§ **Data provided**
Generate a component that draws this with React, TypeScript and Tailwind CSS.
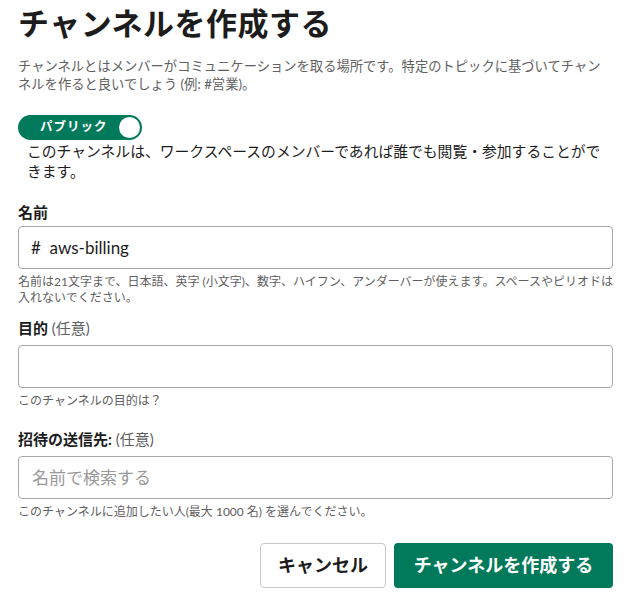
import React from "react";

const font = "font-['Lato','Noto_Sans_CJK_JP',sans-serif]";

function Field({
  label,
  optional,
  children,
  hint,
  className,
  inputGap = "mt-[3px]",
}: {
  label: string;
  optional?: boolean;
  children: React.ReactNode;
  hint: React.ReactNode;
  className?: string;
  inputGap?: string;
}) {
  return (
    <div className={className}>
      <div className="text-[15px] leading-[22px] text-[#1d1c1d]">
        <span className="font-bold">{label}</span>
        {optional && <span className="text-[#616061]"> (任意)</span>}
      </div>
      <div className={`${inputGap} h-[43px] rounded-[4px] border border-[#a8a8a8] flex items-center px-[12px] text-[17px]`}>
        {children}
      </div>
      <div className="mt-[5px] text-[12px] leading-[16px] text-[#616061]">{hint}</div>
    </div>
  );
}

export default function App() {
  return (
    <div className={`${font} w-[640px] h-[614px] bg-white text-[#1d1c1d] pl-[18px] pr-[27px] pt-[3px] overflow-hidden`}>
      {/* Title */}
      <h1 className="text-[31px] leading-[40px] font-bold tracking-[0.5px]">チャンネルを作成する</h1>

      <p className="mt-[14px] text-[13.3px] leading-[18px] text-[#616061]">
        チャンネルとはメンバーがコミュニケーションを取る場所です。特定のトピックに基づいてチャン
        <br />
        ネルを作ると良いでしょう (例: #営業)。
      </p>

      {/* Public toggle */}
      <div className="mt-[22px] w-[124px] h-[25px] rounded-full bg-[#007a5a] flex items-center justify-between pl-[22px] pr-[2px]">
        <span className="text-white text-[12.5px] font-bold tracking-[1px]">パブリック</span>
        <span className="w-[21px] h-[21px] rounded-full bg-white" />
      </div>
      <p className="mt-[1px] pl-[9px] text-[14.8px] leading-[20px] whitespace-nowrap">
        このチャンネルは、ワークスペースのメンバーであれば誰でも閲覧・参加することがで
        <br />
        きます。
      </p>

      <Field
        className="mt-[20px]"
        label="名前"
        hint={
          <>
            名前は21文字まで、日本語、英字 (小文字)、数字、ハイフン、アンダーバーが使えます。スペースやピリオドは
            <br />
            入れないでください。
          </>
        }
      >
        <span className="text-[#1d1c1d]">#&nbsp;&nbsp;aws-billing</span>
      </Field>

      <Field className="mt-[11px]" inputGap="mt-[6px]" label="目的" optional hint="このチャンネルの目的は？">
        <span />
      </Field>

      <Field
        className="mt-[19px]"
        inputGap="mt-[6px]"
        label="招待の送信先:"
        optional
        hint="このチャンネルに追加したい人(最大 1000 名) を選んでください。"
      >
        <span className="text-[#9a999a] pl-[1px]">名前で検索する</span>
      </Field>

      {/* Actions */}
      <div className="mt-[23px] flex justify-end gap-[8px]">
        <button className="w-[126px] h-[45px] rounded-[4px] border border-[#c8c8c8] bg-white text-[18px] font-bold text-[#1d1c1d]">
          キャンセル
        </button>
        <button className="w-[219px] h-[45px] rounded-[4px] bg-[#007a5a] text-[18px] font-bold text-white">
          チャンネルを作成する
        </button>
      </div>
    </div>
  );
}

§ **Goal**
Copy all the lines of data exactly as they appear, dropping any images.

§ **Solution to this exercise**
Generate a component that draws this with React, TypeScript and Tailwind CSS.
import React from "react";

const font = "font-['Lato','Noto_Sans_CJK_JP',sans-serif]";

function Field({
  label,
  optional,
  children,
  hint,
  className,
  inputGap = "mt-[3px]",
}: {
  label: string;
  optional?: boolean;
  children: React.ReactNode;
  hint: React.ReactNode;
  className?: string;
  inputGap?: string;
}) {
  return (
    <div className={className}>
      <div className="text-[15px] leading-[22px] text-[#1d1c1d]">
        <span className="font-bold">{label}</span>
        {optional && <span className="text-[#616061]"> (任意)</span>}
      </div>
      <div className={`${inputGap} h-[43px] rounded-[4px] border border-[#a8a8a8] flex items-center px-[12px] text-[17px]`}>
        {children}
      </div>
      <div className="mt-[5px] text-[12px] leading-[16px] text-[#616061]">{hint}</div>
    </div>
  );
}

export default function App() {
  return (
    <div className={`${font} w-[640px] h-[614px] bg-white text-[#1d1c1d] pl-[18px] pr-[27px] pt-[3px] overflow-hidden`}>
      {/* Title */}
      <h1 className="text-[31px] leading-[40px] font-bold tracking-[0.5px]">チャンネルを作成する</h1>

      <p className="mt-[14px] text-[13.3px] leading-[18px] text-[#616061]">
        チャンネルとはメンバーがコミュニケーションを取る場所です。特定のトピックに基づいてチャン
        <br />
        ネルを作ると良いでしょう (例: #営業)。
      </p>

      {/* Public toggle */}
      <div className="mt-[22px] w-[124px] h-[25px] rounded-full bg-[#007a5a] flex items-center justify-between pl-[22px] pr-[2px]">
        <span className="text-white text-[12.5px] font-bold tracking-[1px]">パブリック</span>
        <span className="w-[21px] h-[21px] rounded-full bg-white" />
      </div>
      <p className="mt-[1px] pl-[9px] text-[14.8px] leading-[20px] whitespace-nowrap">
        このチャンネルは、ワークスペースのメンバーであれば誰でも閲覧・参加することがで
        <br />
        きます。
      </p>

      <Field
        className="mt-[20px]"
        label="名前"
        hint={
          <>
            名前は21文字まで、日本語、英字 (小文字)、数字、ハイフン、アンダーバーが使えます。スペースやピリオドは
            <br />
            入れないでください。
          </>
        }
      >
        <span className="text-[#1d1c1d]">#&nbsp;&nbsp;aws-billing</span>
      </Field>

      <Field className="mt-[11px]" inputGap="mt-[6px]" label="目的" optional hint="このチャンネルの目的は？">
        <span />
      </Field>

      <Field
        className="mt-[19px]"
        inputGap="mt-[6px]"
        label="招待の送信先:"
        optional
        hint="このチャンネルに追加したい人(最大 1000 名) を選んでください。"
      >
        <span className="text-[#9a999a] pl-[1px]">名前で検索する</span>
      </Field>

      {/* Actions */}
      <div className="mt-[23px] flex justify-end gap-[8px]">
        <button className="w-[126px] h-[45px] rounded-[4px] border border-[#c8c8c8] bg-white text-[18px] font-bold text-[#1d1c1d]">
          キャンセル
        </button>
        <button className="w-[219px] h-[45px] rounded-[4px] bg-[#007a5a] text-[18px] font-bold text-white">
          チャンネルを作成する
        </button>
      </div>
    </div>
  );
}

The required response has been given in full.